7.    Benefit. The Other Committed Parties each acknowledge and agree that it shall receive a direct benefit from the transactions herein set forth and that the Parties would not enter into this Agreement without the Other Committed Parties committing to their respective obligations herein set forth.

 

8.    Indemnification.

 

a.    Indemnification Generally.
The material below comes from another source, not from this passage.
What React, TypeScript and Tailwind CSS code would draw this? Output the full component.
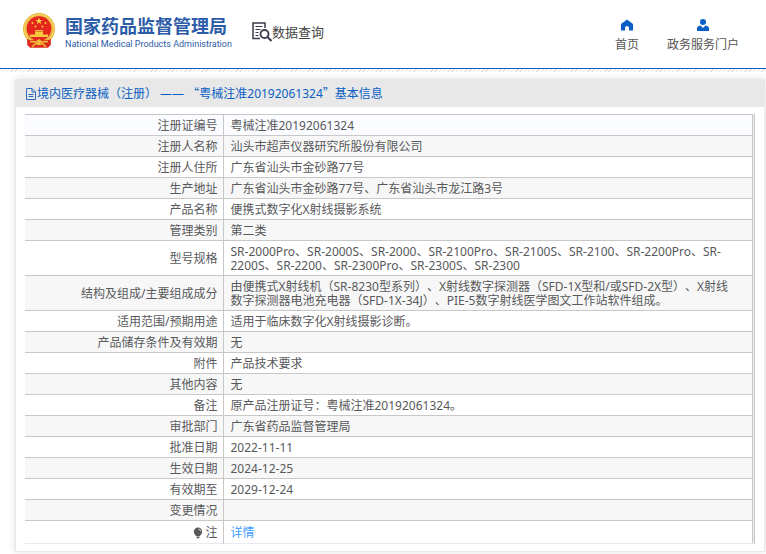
import type { ReactNode } from "react";

type Row = {
  label: ReactNode;
  value: ReactNode;
};

const rows: Row[] = [
  { label: "注册证编号", value: "粤械注准20192061324" },
  { label: "注册人名称", value: "汕头市超声仪器研究所股份有限公司" },
  { label: "注册人住所", value: "广东省汕头市金砂路77号" },
  { label: "生产地址", value: "广东省汕头市金砂路77号、广东省汕头市龙江路3号" },
  { label: "产品名称", value: "便携式数字化X射线摄影系统" },
  { label: "管理类别", value: "第二类" },
  {
    label: "型号规格",
    value:
      "SR-2000Pro、SR-2000S、SR-2000、SR-2100Pro、SR-2100S、SR-2100、SR-2200Pro、SR-2200S、SR-2200、SR-2300Pro、SR-2300S、SR-2300",
  },
  {
    label: "结构及组成/主要组成成分",
    value:
      "由便携式X射线机（SR-8230型系列）、X射线数字探测器（SFD-1X型和/或SFD-2X型）、X射线数字探测器电池充电器（SFD-1X-34J）、PIE-5数字射线医学图文工作站软件组成。",
  },
  { label: "适用范围/预期用途", value: "适用于临床数字化X射线摄影诊断。" },
  { label: "产品储存条件及有效期", value: "无" },
  { label: "附件", value: "产品技术要求" },
  { label: "其他内容", value: "无" },
  { label: "备注", value: "原产品注册证号：粤械注准20192061324。" },
  { label: "审批部门", value: "广东省药品监督管理局" },
  { label: "批准日期", value: "2022-11-11" },
  { label: "生效日期", value: "2024-12-25" },
  { label: "有效期至", value: "2029-12-24" },
  { label: "变更情况", value: "" },
];

function Emblem() {
  return (
    <svg viewBox="0 0 32 35" className="h-[35px] w-8 shrink-0" aria-hidden="true">
      <path d="M5 24h22l.5 8-2.500 2.500H7L4.500 32z" fill="#dc2a1c" />
      <circle cx="16" cy="16" r="16" fill="#e9b23c" />
      <circle cx="16" cy="16" r="14.400" fill="none" stroke="#f7d768" strokeWidth="1.200" />
      <circle cx="16" cy="15.500" r="12.300" fill="#e5261f" />
      <path d="M16 4.500l.9 2.500h2.700l-2.200 1.600.8 2.600-2.200-1.600-2.200 1.600.8-2.600L12.400 7h2.700z" fill="#f9d648" />
      <g fill="#f5c83e">
        <circle cx="9.500" cy="10" r="1" />
        <circle cx="22.500" cy="10" r="1" />
        <circle cx="12.500" cy="13.500" r="1" />
        <circle cx="19.500" cy="13.500" r="1" />
        <path d="M11.500 18.500l1-1.500h7l1 1.500zM12 19h8v2.500h-8zM7 21.500h18V24H7z" />
      </g>
      <path d="M4 26q5 2 8 1l4-2 4 2q3 1 8-1l-.5 6-2.500 2.500H7L4.500 32z" fill="#dc2a1c" />
      <path d="M7 28.500l6 .5 3-2 3 2 6-.5M9 34l3.500-3.500 3.500 1 3.500-1L23 34" fill="none" stroke="#f3bf3a" strokeWidth="1.500" />
      <circle cx="16" cy="29.500" r="2" fill="#f3bf3a" />
    </svg>
  );
}

function SearchDocIcon() {
  return (
    <svg viewBox="0 0 20 20" className="h-5 w-5 shrink-0" fill="none" stroke="#3c3c4c" aria-hidden="true">
      <path d="M13 6V1H1v15.500h7" strokeWidth="1.500" />
      <path d="M3.500 4.500h7M3.500 7.500h5M3.500 10.500h3M3.500 13.500h3" strokeWidth="1.200" />
      <circle cx="12.500" cy="12" r="4" strokeWidth="1.800" />
      <path d="M15.500 15l4 4" strokeWidth="2.200" />
    </svg>
  );
}

function HomeIcon() {
  return (
    <svg viewBox="0 0 12 12" className="h-3 w-3" fill="#0a5fc4" aria-hidden="true">
      <path d="M6 .5L0 5v6.500h4V9a2 2 0 0 1 4 0v2.500h4V5z" />
    </svg>
  );
}

function UserIcon() {
  return (
    <svg viewBox="0 0 12 12" className="h-3 w-3" fill="#0a5fc4" aria-hidden="true">
      <circle cx="6" cy="3" r="3" />
      <path d="M0 12V9.500q0-2.500 3.500-3L6 9l2.500-2.500q3.500.5 3.500 3V12z" />
    </svg>
  );
}

function FileIcon() {
  return (
    <svg viewBox="0 0 12 12" className="h-3 w-3 shrink-0" fill="none" stroke="#2a6cc4" aria-hidden="true">
      <path d="M1.500.5H7L10.500 4v7.500h-9zM7 .5V4h3.500M3.500 6.500h5M3.500 8.500h5" />
    </svg>
  );
}

function BulbIcon() {
  return (
    <svg viewBox="0 0 10 12" className="h-3 w-2.5" aria-hidden="true">
      <path d="M5 .5a4.200 4.200 0 0 1 4.200 4.300C9.200 7 7.500 7.500 7 9H3C2.500 7.500.8 7 .8 4.800A4.200 4.200 0 0 1 5 .5zM3.500 9.500h3v1L5.500 11.500h-1l-1-1z" fill="#58595b" />
      <path d="M5.500 2q2 .3 2.200 2.500" fill="none" stroke="#fff" strokeWidth=".8" />
    </svg>
  );
}

function Header() {
  return (
    <header className="border-b border-[#0a5fc4] bg-white">
      <div className="flex h-[68px] items-center pl-[23px] pr-[27px]">
        <a href="#" className="flex items-center gap-2.5 pb-2">
          <Emblem />
          <span className="flex flex-col pt-1 text-[#2c5ca8]">
            <span className="text-[18px] leading-6 font-bold">国家药品监督管理局</span>
            <span className="font-['Roboto','Liberation_Sans',sans-serif] text-[9px] leading-3">
              National Medical Products Administration
            </span>
          </span>
        </a>
        <div className="ml-5 flex items-center pb-1">
          <SearchDocIcon />
          <span className="text-[13px] leading-5 text-[#444]">数据查询</span>
        </div>
        <nav className="ml-auto flex gap-7 pt-1 text-[12px] leading-4 text-[#555]">
          <a href="#" className="flex flex-col items-center gap-1.5">
            <HomeIcon />
            首页
          </a>
          <a href="#" className="flex flex-col items-center gap-1.5">
            <UserIcon />
            政务服务门户
          </a>
        </nav>
      </div>
    </header>
  );
}

export default function App() {
  return (
    <div className="bg-white font-['Noto_Sans','Noto_Sans_CJK_SC',sans-serif] text-[12px] text-[#58595b] [text-spacing-trim:space-all]">
      <Header />
      <div className="h-[3px] bg-[repeating-linear-gradient(135deg,#e2e2e2_0_1px,#fff_1px_3px)]" />
      <main className="mt-[7px] mr-px mb-[3px] ml-[15px] border border-[#e8e8e8] bg-white shadow-[0_0_8px_rgba(0,0,0,0.12)]">
        <h1 className="flex h-[27px] items-center bg-[#e8e8e8] pl-[9px] text-[#0a5fc4]">
          <FileIcon />
          <span>
            境内医疗器械（注册） —— <span className="font-['Noto_Sans_CJK_SC',sans-serif]">“</span>
            粤械注准20192061324
            <span className="font-['Noto_Sans_CJK_SC',sans-serif]">”</span>基本信息
          </span>
        </h1>
        <div className="mx-[9px] mt-[7px] mb-[7px] border-r border-[#c8c8c8] bg-[#ececf2] pr-px">
          <table className="w-full border-collapse leading-[14px]">
            <tbody>
              {rows.map((row, i) => (
                <tr
                  key={i}
                  className={`border-t border-r border-[#c8c8c8] ${i === 0 ? "bg-[#fafcff]" : i % 2 ? "bg-[#f7f7f7]" : "bg-white"}`}
                >
                  <th scope="row" className="w-[198px] border-r border-[#c8c8c8] pt-1 pr-[5px] pb-0.5 text-right font-normal">
                    {row.label}
                  </th>
                  <td className="h-[21px] pt-1 pr-4 pb-0.5 pl-[7px]">{row.value}</td>
                </tr>
              ))}
              <tr className="border-t border-r border-b border-[#c8c8c8] border-b-[#e9e9f2] bg-white">
                <th scope="row" className="border-r border-[#c8c8c8] pt-[5px] pr-[5px] pb-[3px] font-normal">
                  <span className="flex items-center justify-end gap-0.5">
                    <BulbIcon />注
                  </span>
                </th>
                <td className="pt-[5px] pb-[3px] pl-[7px]">
                  <a href="#" className="text-[#409eff]">
                    详情
                  </a>
                </td>
              </tr>
            </tbody>
          </table>
        </div>
      </main>
    </div>
  );
}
As respects the indemnification obligations set forth in this Section 8, the following shall be included in a commitment to indemnify from and by the party who is obligated to indemnified (each, an “Indemnifying Party”) (with such commitment, “Indemnify” or derivations thereof): the duty and obligation to defend, protect and hold harmless the applicable party (each, an “Indemnified Party”) from and against any and all losses, claims, damages, liabilities, joint or several, commercially reasonable expenses (including, without limitation, commercially reasonable legal fees and expenses), judgments, fines, penalties, interest, settlements or other amounts arising from any and all threatened, pending or completed claims, demands, actions, suits or proceedings, whether civil, criminal, administrative or investigative, and whether formal or informal and including appeals, in which an Indemnified Party may be involved, or is threatened in writing to be involved, as a party or otherwise arising out of or related to breach of this Agreement, including the representations and warranties herein. In that regard, if any claim or demand is made or asserted against an Indemnified Party, the Indemnifying Party(ies) shall, following the written demand of the Indemnified Party and at the sole cost and expense of the Indemnifying Party(ies), defend such claim, action or proceeding in the Indemnified Party’s name, if necessary, by legal counsel selected by the Indemnifying Party but subject to the prior written consent of the Indemnified Party, such consent not to be unreasonably withheld, conditioned or delayed. Notwithstanding the foregoing, each Indemnified Party may, in its sole discretion, engage its own attorneys to defend it or assist in its defense and the Indemnifying Party(ies) shall pay the fees and expenses of such attorneys.

 

b.    Indemnification of CFK, Pope, Regional and Merritt by Knight, McKenney, GKOG and DMOG. Knight, McKenney, GKOG and DMOG shall jointly and severally Indemnify CFK, Pope, Regional and Clifford Merritt (“Merritt”) and their respective direct and indirect owners, agents and representatives including, without limitation, Mallick and Keating, from and against all matters related to any malfeasance or other wrongful acts and omissions committed (or that should have been undertaken) by Knight and/or McKenney that in any manner related to E11, E11GP, ER12 and/or ER12GP.

 

c.    Indemnification of Knight, McKenney, GKOG and DMOG by Mallick and Keating. Mallick and Keating shall jointly and severally Indemnify Knight, McKenney, GKOG and DMOG from and against all matters related to any malfeasance or other wrongful acts and omissions committed (or that should have been undertaken) by Mallick and/or Keating that in any manner related to E11, E11GP, ER12 and/or ER12GP.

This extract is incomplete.